From the retired librarian in Kentucky who gave President Obama's campaign $19 to the Arkansas investment banker who gave the superPAC backing GOP presidential candidate Mitt Romney a half-million dollars — it's all there at the Federal Election Commission website.

The presidential candidates and the superPACs supporting them turned over hundreds of thousands of lines of detail Wednesday about how they raised their money last month.

Yet in all of those megabytes of data, there is not even a mention of some of the biggest spenders last month: so-called social welfare organizations that are hammering Obama in the critical battleground states.

In May, while the Romney campaign and the Restore Our Future superPAC spent $7.5 million on TV ads, groups like Crossroads GPS and Americans for Prosperity spent more than twice that.
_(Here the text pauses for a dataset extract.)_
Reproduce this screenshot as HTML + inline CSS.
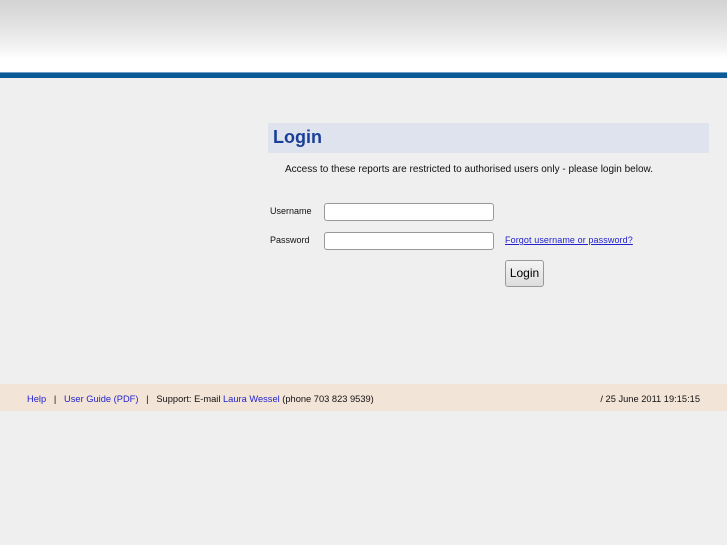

And voters may never learn the source of even a single dollar behind them.

Jonathan Collegio, a spokesman for Crossroads GPS, says liberal groups also run politically oriented ads, and that the IRS rules governing nonprofits abide by a decades-old Supreme Court ruling that protects the privacy of their donors.

"Frankly, there are a lot of folks that aren't happy with the way that the country has been managed over the last couple of years, and we are voicing our concerns as any private association of individuals or groups is able to do," Collegio says.

Critics of the new landscape say the groups are abusing the intent of the tax laws.

Kathy Kiely of the Sunlight Foundation, which promotes full disclosure in politics, says that transparency would give "average people who don't have big dollars at least some leverage, as voters, over the people who do."

At least for now, voters watching the campaign unfold in anonymously funded TV ads will have to judge their merits without knowing who is behind them.